What should an Azure DDoS test validate?

At minimum: every public IP in scope covered by a protection plan or IP Protection; the WAF policy in Prevention, not Detection; the origin unreachable directly past Front Door (service tag plus X-Azure-FDID validation); rate-limit rules engaging at calibrated thresholds without rejecting legitimate bursts; the scale-set window and instance hardening holding under load; and the real detection-to-mitigation interval per vector per resource.

Can you DDoS test Azure without disrupting production?

Yes. Test a faithful staging mirror first, then use a tightly scoped canary with explicit abort criteria and Azure Monitor alerts as kill switches for findings that can only be confirmed in production. Scope, traffic caps, and blast-radius control keep it non-destructive.

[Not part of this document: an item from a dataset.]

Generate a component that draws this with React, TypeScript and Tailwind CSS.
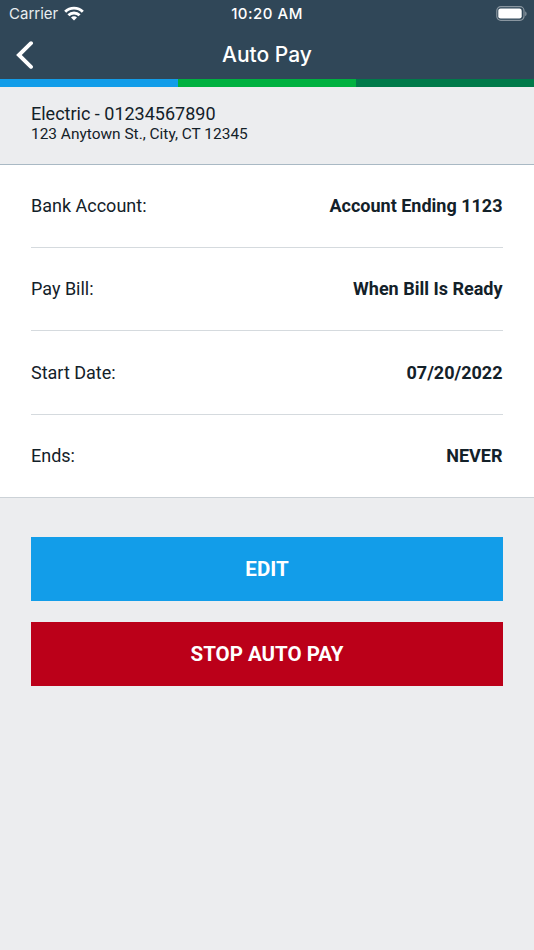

Where Azure resilience is actually decided

The durable knowledge from a test separates cleanly from the perishable. Five years from now, the platform will still absorb volumetric floods at the backbone, the WAF will still evaluate rules in order, and Front Door will still only protect what passes through it. Those are stable.

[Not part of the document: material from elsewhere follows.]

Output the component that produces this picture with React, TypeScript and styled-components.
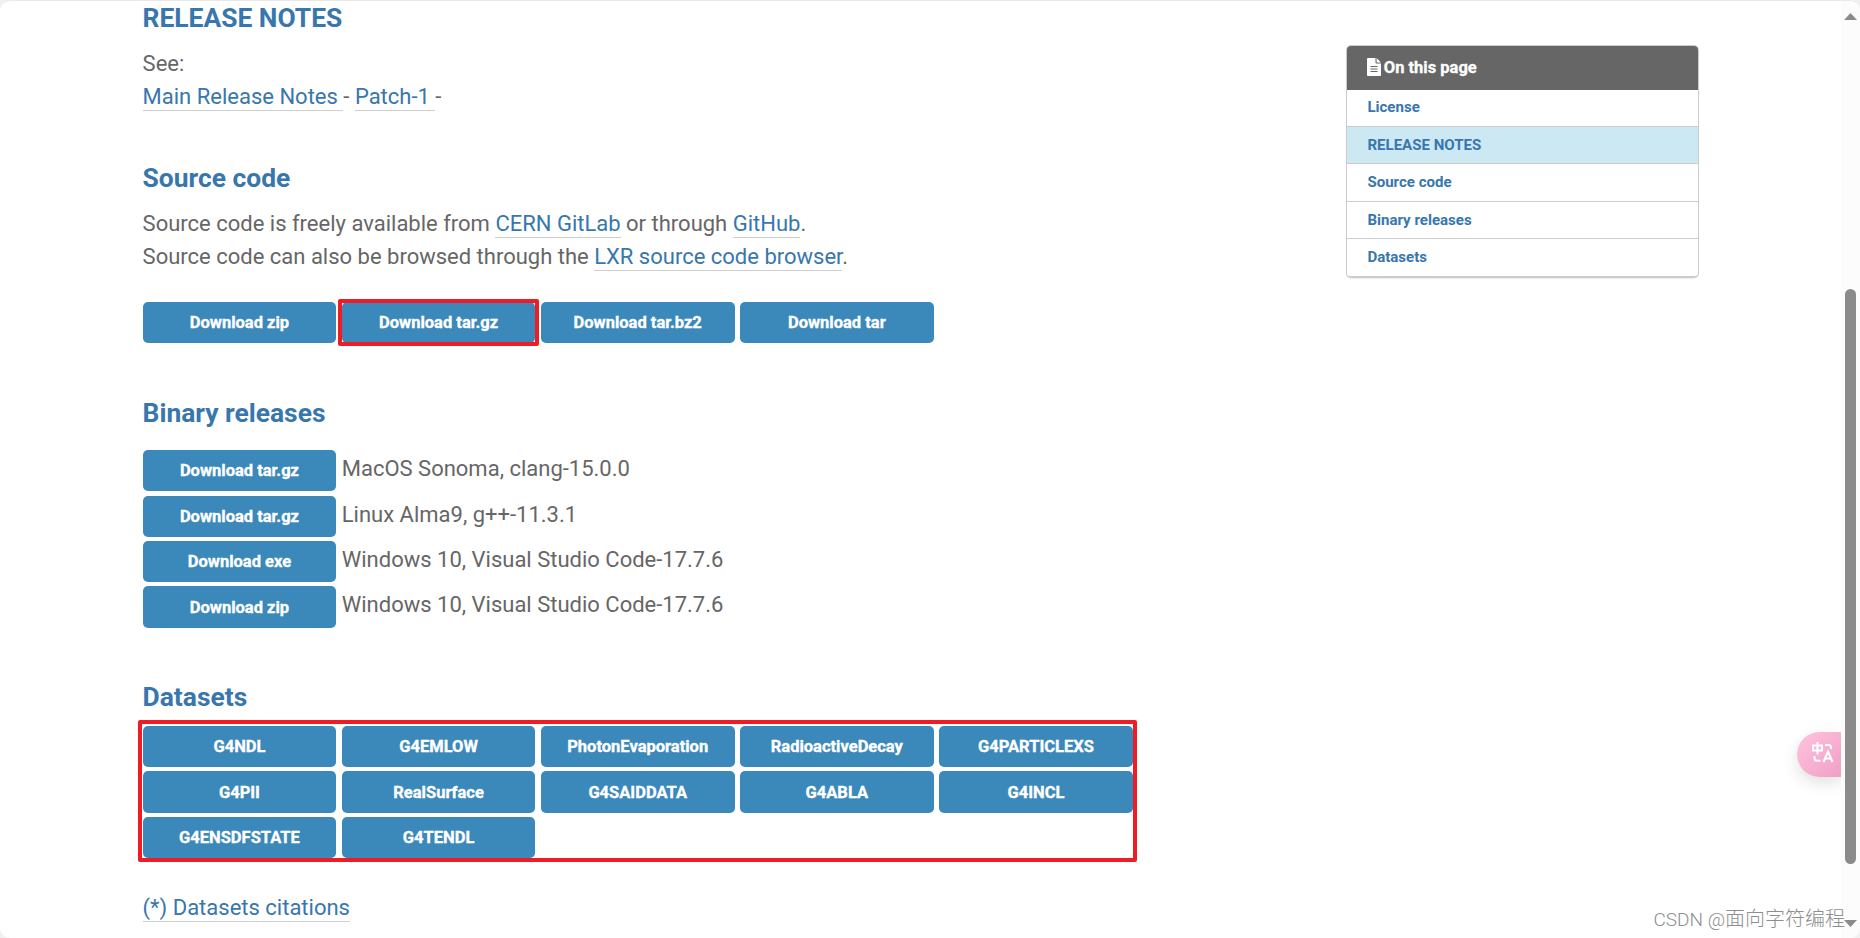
import React from "react";
import styled, { createGlobalStyle } from "styled-components";

const GlobalStyle = createGlobalStyle`
  html, body { margin: 0; padding: 0; background: #f1f1f1; }
  * { box-sizing: border-box; }
`;

const Window = styled.div`
  position: relative;
  display: flex;
  width: 1860px;
  height: 938px;
  overflow: hidden;
  background: #fff;
  border-top: 1px solid #e9e9e9;
  border-radius: 10px;
  font-family: Roboto, "Liberation Sans", sans-serif;
  font-size: 22px;
  line-height: 33px;
  color: #666;
`;

const Page = styled.div`
  display: flex;
  justify-content: space-between;
  align-items: flex-start;
  flex: 1;
  padding: 0 142px 0 142.6px;
`;

const Article = styled.main`
  width: 1000px;
`;

const Heading = styled.h2<{ $top?: number; $bottom?: number }>`
  margin: ${(p) => p.$top ?? 0}px 0 ${(p) => p.$bottom ?? 0}px;
  font-size: 26.4px;
  line-height: 34px;
  font-weight: 700;
  color: #3876ae;
`;

const Paragraph = styled.p<{ $top?: number }>`
  margin: ${(p) => p.$top ?? 0}px 0 0;
  white-space: pre-wrap;
`;

const Link = styled.a`
  color: #3876ae;
  border-bottom: 1px solid #d0d0d0;
  padding-bottom: 1px;
`;

const ButtonGrid = styled.div<{ $top?: number }>`
  position: relative;
  display: grid;
  grid-template-columns: repeat(5, 193.7px);
  grid-auto-rows: 41.12px;
  gap: 4.25px 5.45px;
  margin-top: ${(p) => p.$top ?? 0}px;
`;

const Button = styled.a`
  display: flex;
  align-items: center;
  justify-content: center;
  width: 193.7px;
  height: 41.12px;
  padding-top: 1.1px;
  border-radius: 5px;
  background: #3b88ba;
  color: #fff;
  font-size: 16.5px;
  font-weight: 700;
  line-height: 20px;
  -webkit-text-stroke: 0.35px #fff;
`;

const Releases = styled.div`
  display: flex;
  flex-direction: column;
  gap: 4.25px;
`;

const Release = styled.div`
  display: flex;
  align-items: flex-start;
  gap: 5.45px;
  height: 41.12px;
`;

const Platform = styled.span`
  padding-top: 1.9px;
  line-height: 33px;
`;

const Mark = styled.div<{ $x: number; $y: number; $w: number; $h: number }>`
  position: absolute;
  left: ${(p) => p.$x}px;
  top: ${(p) => p.$y}px;
  width: ${(p) => p.$w}px;
  height: ${(p) => p.$h}px;
  border: 4px solid #ee1c25;
  border-radius: 2px;
`;

const Contents = styled.nav`
  width: 353px;
  margin-top: 44px;
  border: 1px solid #ccc;
  border-bottom-width: 2px;
  border-radius: 5px;
  overflow: hidden;
  box-shadow: 0 1px 1px rgba(0, 0, 0, 0.08);
`;

const ContentsTitle = styled.div`
  display: flex;
  align-items: center;
  gap: 2.8px;
  height: 44px;
  padding: 0 0 2px 20px;
  background: #666;
  color: #fff;
  font-size: 16.5px;
  font-weight: 700;
  -webkit-text-stroke: 0.3px #fff;
`;

const ContentsItem = styled.a<{ $active?: boolean }>`
  display: block;
  height: 37.4px;
  padding-left: 20.4px;
  border-bottom: 1px solid #ccc;
  background: ${(p) => (p.$active ? "#cce8f3" : "#fff")};
  color: #3876ae;
  font-size: 15.05px;
  font-weight: 700;
  line-height: 36px;
  &:nth-child(2) { height: 36.9px; line-height: 35px; }
  &:last-child { height: 36.9px; border-bottom: 0; }
`;

const ScrollTrack = styled.div`
  display: flex;
  flex-direction: column;
  align-items: center;
  width: 19px;
  padding: 12px 0 10px;
  background: #fcfcfc;
`;

const Thumb = styled.div`
  width: 11px;
  height: 575px;
  margin: 269px 0 56px;
  border-radius: 6px;
  background: #8b8b8b;
`;

const Translate = styled.div`
  position: absolute;
  top: 731px;
  right: 19px;
  width: 44.5px;
  height: 45px;
  padding: 10px 0 0 15.5px;
  border-radius: 23px 0 0 23px;
  background: linear-gradient(135deg, #ffc4de, #f09fc5);
  box-shadow: 0 6px 16px rgba(0, 0, 0, 0.12);
  clip-path: inset(-30px 0 -40px -40px);
  line-height: 0;
`;

const Watermark = styled.div`
  position: absolute;
  right: 15px;
  bottom: 4px;
  font-family: "Noto Sans CJK SC", sans-serif;
  font-size: 20px;
  line-height: 28px;
  font-weight: 300;
  color: #8e8e8e;
  white-space: nowrap;
`;

const WatermarkLatin = styled.span`
  font-family: Roboto, sans-serif;
  font-size: 19px;
`;

const datasets = [
  "G4NDL", "G4EMLOW", "PhotonEvaporation", "RadioactiveDecay", "G4PARTICLEXS",
  "G4PII", "RealSurface", "G4SAIDDATA", "G4ABLA", "G4INCL",
  "G4ENSDFSTATE", "G4TENDL",
];

const releases = [
  ["Download tar.gz", "MacOS Sonoma, clang-15.0.0"],
  ["Download tar.gz", "Linux Alma9, g++-11.3.1"],
  ["Download exe", "Windows 10, Visual Studio Code-17.7.6"],
  ["Download zip", "Windows 10, Visual Studio Code-17.7.6"],
];

const sections = ["License", "RELEASE NOTES", "Source code", "Binary releases", "Datasets"];

export default function App() {
  return (
    <Window>
      <GlobalStyle />
      <Page>
        <Article>
          <Heading>RELEASE NOTES</Heading>
          <Paragraph $top={12}>
            See:<br />
            <Link>Main Release Notes </Link>- <Link>Patch-1 </Link>-
          </Paragraph>
          <Heading $top={48}>Source code</Heading>
          <Paragraph $top={12}>
            Source code is freely available from <Link>CERN GitLab</Link> or through <Link>GitHub</Link>.<br />
            Source code can also be browsed through the <Link>LXR source code browser</Link>.
          </Paragraph>
          <ButtonGrid $top={29}>
            <Button>Download zip</Button>
            <Button>Download tar.gz</Button>
            <Button>Download tar.bz2</Button>
            <Button>Download tar</Button>
            <Mark $x={195.6} $y={-3} $w={201} $h={47} />
          </ButtonGrid>
          <Heading $top={52.88} $bottom={20.35}>Binary releases</Heading>
          <Releases>
            {releases.map(([label, platform], i) => (
              <Release key={i}>
                <Button>{label}</Button>
                <Platform>{platform}</Platform>
              </Release>
            ))}
          </Releases>
          <Heading $top={52.6} $bottom={11.95}>Datasets</Heading>
          <ButtonGrid>
            {datasets.map((name) => (
              <Button key={name}>{name}</Button>
            ))}
            <Mark $x={-4.6} $y={-6} $w={999} $h={142} />
          </ButtonGrid>
          <Paragraph $top={33}>
            <Link>(*) Datasets citations</Link>
          </Paragraph>
        </Article>
        <Contents>
          <ContentsTitle>
            <svg width="14" height="18" viewBox="0 0 14 18">
              <path fill="#fff" d="M1 0H8.5V4.5Q8.5 5.5 9.5 5.5H14V17Q14 18 13 18H1Q0 18 0 17V1Q0 0 1 0ZM9.6 0 14 4.4H9.6Z" />
              <path stroke="#666" strokeWidth="1" d="M3.5 8.5H10.5M3.5 11H10.5M3.5 13.5H10.5" />
            </svg>
            On this page
          </ContentsTitle>
          {sections.map((s) => (
            <ContentsItem key={s} $active={s === "RELEASE NOTES"}>{s}</ContentsItem>
          ))}
        </Contents>
      </Page>
      <ScrollTrack>
        <svg width="13" height="7" viewBox="0 0 13 7"><path fill="#8b8b8b" d="M0 7 6.5 0 13 7Z" /></svg>
        <Thumb />
        <svg width="13" height="7" viewBox="0 0 13 7"><path fill="#8b8b8b" d="M0 0H13L6.5 7Z" /></svg>
      </ScrollTrack>
      <Translate>
        <svg width="22" height="21" viewBox="0 0 22 21" fill="none" stroke="#fff" strokeWidth="2">
          <path d="M1 3.5H10V8.5H1ZM5.5 0V12.5" />
          <path d="M13 3H16.5Q19 3 19 5.5V7M2.500 14V16Q2.500 18.700 5 18.700H8.500" />
          <path d="M11.500 20 16 9.500 20.500 20M13 16.500H19" />
        </svg>
      </Translate>
      <Watermark><WatermarkLatin>CSDN @</WatermarkLatin>面向字符编程</Watermark>
    </Window>
  );
}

What changes constantly, and so must be re-verified, is the configuration on top:

  • the protection-plan associations, which drift every time a public IP is added in a VNet nobody linked to a plan
  • the WAF mode, where a Detection-mode policy outlives by years the tuning exercise it was deployed for
  • origin reachability, which a single non-proxied subdomain or a missing X-Azure-FDID check quietly reopens
  • rate-limit thresholds calibrated against a traffic shape the application has outgrown
  • the autoscale rule, written for last quarter's peak and never re-exercised against an adversary

Azure does not ship a misconfigured stack. It ships correct primitives whose security is entirely a function of how they are composed, and composition drifts the moment the architecture stops being static.

That is why Azure DDoS testing is a recurring discipline, not a one-time gate: the platform is stable and the deployment is not. The backbone will hold. The open question, the one only a test answers, is whether the deployment in front of it still does.